Notre capacité d’accueil est un choix. Cette coalition applaudit la réinstallation efficace de plus de 170 000 personnes ukrainiennes et à la réinstallation prochaine de 600 000 autres. Pourquoi la capacité d’accueil est-elle soudainement devenue un obstacle pour les 40 000 demandeurs d’asile que nous avons reçus au chemin Roxham l’année dernière, sachant que, selon les statistiques, la majorité obtiendra le statut de réfugié ? « On a la capacité d’accueil qu’on veut bien se donner », rappelle Stephan Reichhold, directeur de la TCRI.

Les signataires ci-dessous demandent au gouvernement fédéral de se retirer de l’ETPS et de permettre aux demandeu·rs·ses d’asile de chercher une protection à nos frontières, de manière sûre, ordonnée et digne.

 

Signé par : Action Réfugiés Montréal, Amnistie Internationale Canada francophone, Association québécoise des avocats et avocates en droit de l'immigration (AQAADI), Centre communautaire LGBTQ+ de Montréal, Créons des ponts // Bridges Not Borders, Clinique pour la justice migrante, Collectif Bienvenue // Welcome Collective, Foyer du Monde, Le Pont, Ligue des droits et libertés, Mission communautaire de Montréal, Mouvement contre le viol et l’inceste, The Refugee Centre, Service jésuite des réfugiés Canada, la Table de concertation des organismes au service des personnes réfugiées et immigrantes (TCRI).

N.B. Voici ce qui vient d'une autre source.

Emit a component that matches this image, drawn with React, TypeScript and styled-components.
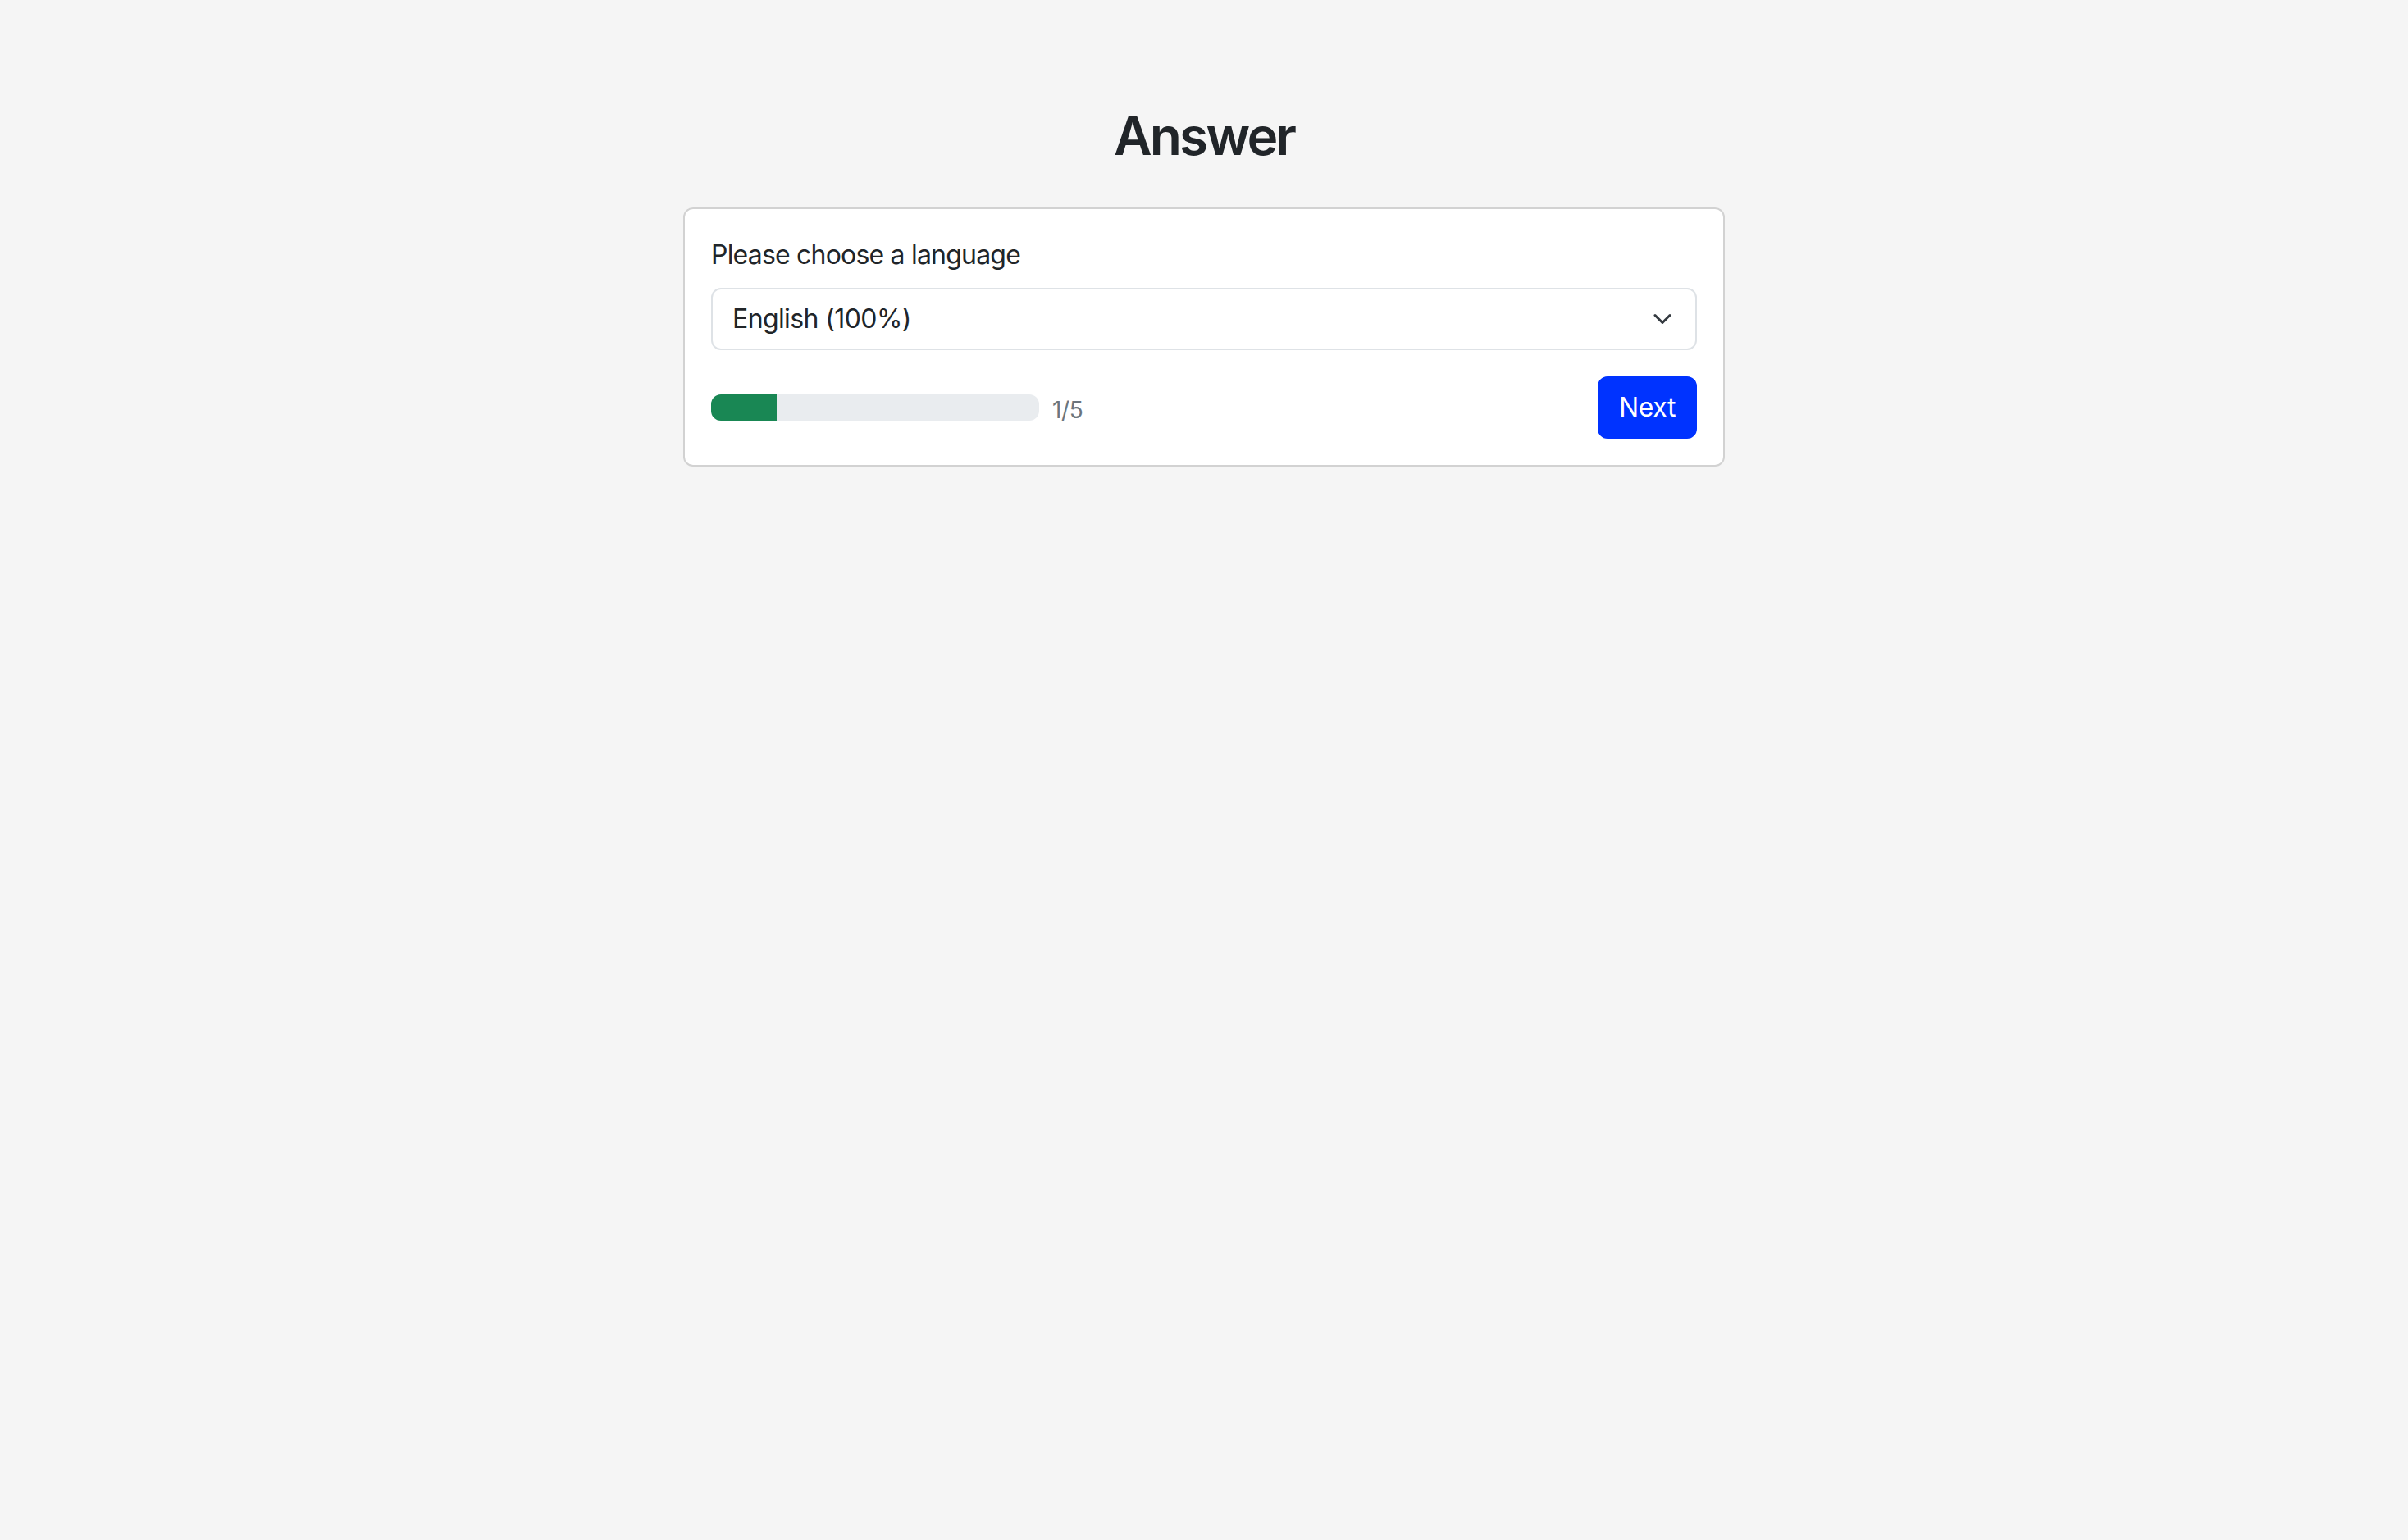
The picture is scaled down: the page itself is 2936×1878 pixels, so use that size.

À propos des signataires : Nous sommes un groupe diversifié d’organisations communautaires et de droits humains, et d’experts juridiques qui travaillent directement avec les demandeu·rs·ses d’asile qui arrivent au Québec ou qui œuvrent à défendre les droits de cette population. Cette coalition s’est formée en réponse à l’annonce inattendue et abrupte du 24 mars, élargissant l’ETPS et éliminant la possibilité pour la grande majorité de personnes de demander une protection aux frontières terrestres et maritimes du Canada.